Offen ist auch die Zukunft des Werkes in Osnabrück. Dort soll die Produktion des T-Roc-Cabrio bis "Spätsommer 2027" verlängert werden. "Damit haben wir auch Zeit gewonnen, eine Zukunftsperspektive für die Beschäftigten zu entwickeln", sagte Cavallo. Laut Informationen der Bild-Zeitung wird auch über den Verkauf des Standorts verhandelt, Interessent sei ein Rüstungskonzern.

Update

Im fünften Absatz war zunächst von einer Gehaltserhöhung von 5,5 Prozent pro Jahr die Rede.

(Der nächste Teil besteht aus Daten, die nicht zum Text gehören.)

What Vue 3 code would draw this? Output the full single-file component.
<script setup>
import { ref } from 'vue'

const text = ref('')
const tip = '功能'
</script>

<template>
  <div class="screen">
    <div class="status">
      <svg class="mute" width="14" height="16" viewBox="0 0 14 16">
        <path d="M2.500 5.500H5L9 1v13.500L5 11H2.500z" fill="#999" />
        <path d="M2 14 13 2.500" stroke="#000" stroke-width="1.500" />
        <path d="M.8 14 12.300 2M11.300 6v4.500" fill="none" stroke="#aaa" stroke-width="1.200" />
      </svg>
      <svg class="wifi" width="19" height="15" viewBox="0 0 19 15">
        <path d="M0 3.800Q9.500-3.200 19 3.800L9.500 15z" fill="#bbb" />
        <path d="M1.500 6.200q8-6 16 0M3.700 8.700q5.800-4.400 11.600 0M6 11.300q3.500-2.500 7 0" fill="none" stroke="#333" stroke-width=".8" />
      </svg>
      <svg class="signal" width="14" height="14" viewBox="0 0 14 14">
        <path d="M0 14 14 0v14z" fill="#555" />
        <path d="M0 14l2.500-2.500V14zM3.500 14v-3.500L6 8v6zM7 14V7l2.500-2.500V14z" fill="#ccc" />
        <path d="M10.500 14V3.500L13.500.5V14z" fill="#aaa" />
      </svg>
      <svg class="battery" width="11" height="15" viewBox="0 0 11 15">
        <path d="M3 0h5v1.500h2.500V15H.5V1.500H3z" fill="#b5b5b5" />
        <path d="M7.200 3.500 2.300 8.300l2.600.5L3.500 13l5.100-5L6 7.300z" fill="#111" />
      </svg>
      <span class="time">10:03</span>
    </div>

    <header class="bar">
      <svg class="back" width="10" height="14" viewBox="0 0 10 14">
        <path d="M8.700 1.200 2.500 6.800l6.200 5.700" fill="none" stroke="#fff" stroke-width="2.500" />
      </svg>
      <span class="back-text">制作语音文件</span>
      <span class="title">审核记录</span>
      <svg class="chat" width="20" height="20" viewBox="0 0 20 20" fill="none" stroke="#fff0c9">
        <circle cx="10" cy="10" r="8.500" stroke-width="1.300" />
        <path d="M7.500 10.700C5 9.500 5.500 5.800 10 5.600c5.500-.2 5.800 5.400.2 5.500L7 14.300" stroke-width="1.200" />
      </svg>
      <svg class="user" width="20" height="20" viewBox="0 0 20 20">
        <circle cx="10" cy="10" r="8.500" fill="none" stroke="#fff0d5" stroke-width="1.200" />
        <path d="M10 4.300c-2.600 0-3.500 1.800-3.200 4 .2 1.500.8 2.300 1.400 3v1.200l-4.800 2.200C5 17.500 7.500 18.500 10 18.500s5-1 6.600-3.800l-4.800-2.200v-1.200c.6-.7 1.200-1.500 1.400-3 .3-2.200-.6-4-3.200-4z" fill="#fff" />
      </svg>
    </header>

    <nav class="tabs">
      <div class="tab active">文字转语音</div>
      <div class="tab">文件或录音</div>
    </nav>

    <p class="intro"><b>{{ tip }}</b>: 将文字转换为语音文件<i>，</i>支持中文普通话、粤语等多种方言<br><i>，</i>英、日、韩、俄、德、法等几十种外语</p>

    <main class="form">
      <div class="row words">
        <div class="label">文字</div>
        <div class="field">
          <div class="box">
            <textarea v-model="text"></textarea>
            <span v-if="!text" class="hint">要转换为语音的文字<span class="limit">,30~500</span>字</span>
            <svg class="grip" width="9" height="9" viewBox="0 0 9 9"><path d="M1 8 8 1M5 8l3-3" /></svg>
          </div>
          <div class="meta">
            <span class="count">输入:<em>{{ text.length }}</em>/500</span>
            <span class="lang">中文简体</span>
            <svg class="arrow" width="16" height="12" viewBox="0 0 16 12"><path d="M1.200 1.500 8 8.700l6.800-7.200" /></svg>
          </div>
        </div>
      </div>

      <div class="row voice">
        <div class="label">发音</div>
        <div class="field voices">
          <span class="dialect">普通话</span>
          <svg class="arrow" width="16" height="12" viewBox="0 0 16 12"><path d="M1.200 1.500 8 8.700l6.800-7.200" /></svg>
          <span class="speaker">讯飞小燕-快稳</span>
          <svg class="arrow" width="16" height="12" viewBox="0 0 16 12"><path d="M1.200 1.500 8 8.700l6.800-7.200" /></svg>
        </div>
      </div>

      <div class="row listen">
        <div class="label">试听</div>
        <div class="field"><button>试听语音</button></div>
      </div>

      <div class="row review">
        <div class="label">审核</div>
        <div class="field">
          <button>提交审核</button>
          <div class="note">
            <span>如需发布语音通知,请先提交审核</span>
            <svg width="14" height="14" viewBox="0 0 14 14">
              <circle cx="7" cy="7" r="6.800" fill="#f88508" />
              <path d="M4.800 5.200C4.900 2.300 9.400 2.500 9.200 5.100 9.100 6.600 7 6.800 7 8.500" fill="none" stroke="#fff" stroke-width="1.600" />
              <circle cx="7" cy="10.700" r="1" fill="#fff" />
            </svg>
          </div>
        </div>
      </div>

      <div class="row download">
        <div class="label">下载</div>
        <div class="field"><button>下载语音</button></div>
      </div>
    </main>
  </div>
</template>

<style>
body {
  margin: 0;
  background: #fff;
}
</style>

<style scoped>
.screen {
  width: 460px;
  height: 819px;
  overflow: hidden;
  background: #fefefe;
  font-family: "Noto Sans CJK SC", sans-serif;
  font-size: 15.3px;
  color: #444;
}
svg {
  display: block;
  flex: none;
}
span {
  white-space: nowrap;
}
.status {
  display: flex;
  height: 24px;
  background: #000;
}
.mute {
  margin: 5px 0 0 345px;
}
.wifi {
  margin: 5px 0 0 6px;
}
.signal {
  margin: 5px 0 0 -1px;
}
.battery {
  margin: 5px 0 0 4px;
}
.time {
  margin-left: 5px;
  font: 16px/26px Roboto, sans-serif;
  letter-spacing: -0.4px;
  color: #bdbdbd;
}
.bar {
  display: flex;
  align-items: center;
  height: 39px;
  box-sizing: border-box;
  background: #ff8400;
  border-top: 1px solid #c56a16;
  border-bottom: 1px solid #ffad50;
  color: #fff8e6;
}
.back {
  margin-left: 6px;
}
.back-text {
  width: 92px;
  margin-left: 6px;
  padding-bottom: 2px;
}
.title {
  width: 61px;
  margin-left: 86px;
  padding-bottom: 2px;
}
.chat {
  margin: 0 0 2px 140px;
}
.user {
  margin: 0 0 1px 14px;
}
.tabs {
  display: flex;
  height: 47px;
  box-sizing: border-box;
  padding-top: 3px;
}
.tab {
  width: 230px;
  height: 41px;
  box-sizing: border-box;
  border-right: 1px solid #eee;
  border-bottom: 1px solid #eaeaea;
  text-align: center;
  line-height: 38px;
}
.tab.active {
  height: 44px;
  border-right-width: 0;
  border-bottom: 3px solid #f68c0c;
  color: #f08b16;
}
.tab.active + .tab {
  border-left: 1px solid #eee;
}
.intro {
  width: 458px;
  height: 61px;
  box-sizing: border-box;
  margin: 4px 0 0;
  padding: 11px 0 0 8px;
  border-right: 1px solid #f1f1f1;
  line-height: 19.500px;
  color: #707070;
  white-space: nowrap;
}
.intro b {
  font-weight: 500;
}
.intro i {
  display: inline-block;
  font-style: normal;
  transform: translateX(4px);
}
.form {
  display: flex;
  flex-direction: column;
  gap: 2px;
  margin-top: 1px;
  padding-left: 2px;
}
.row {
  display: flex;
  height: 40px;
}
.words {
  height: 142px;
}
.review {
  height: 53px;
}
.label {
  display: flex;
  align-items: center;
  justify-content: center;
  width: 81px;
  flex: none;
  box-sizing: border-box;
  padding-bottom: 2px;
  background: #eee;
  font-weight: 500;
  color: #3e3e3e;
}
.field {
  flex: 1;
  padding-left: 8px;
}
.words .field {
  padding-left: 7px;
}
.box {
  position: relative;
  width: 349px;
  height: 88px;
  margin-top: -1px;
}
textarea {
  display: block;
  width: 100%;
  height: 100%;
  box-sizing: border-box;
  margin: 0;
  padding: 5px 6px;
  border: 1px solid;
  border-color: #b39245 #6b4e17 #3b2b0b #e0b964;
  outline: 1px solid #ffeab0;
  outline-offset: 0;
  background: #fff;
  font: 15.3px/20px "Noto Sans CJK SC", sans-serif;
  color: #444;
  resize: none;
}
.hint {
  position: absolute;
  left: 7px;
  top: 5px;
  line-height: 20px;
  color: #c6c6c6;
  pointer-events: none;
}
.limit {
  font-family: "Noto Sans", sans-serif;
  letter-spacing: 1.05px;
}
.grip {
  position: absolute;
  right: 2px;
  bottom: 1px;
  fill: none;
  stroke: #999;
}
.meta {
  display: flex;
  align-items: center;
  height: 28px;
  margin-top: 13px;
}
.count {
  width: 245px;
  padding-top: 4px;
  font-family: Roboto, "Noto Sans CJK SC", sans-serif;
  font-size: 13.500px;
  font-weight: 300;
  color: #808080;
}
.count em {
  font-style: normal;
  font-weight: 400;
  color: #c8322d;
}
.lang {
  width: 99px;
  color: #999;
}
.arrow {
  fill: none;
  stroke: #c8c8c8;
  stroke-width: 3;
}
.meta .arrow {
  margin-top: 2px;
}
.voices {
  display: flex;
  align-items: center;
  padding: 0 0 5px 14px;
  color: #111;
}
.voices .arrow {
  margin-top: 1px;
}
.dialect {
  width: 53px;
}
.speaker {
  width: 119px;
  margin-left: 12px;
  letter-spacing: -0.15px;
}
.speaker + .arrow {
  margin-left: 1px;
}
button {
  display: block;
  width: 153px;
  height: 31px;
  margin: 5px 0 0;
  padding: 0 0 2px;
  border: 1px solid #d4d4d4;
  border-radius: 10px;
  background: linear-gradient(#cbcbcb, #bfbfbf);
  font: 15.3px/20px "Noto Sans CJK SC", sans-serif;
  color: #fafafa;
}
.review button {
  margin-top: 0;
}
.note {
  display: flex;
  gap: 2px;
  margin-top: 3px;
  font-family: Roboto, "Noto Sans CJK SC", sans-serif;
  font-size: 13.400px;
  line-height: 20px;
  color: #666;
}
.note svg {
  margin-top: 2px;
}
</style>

Allerdings gibt es nur eine Gehaltserhöhung von fünf Prozent in zwei Stufen gemäß dem Tarifabschluss in der Metall- und Elektroindustrie. Wir bitten, den Fehler zu entschuldigen. Das Geld wird, wie schon in der vorigen Fassung beschrieben, nicht an die Beschäftigten ausgezahlt, sondern wandert in einen besonderen Fonds. Auf der Pressekonferenz der IG Metall am 20. Dezember war zunächst von nicht näher beschriebenen "Personalinstrumenten" die Rede, für die das Geld genutzt werden sollte.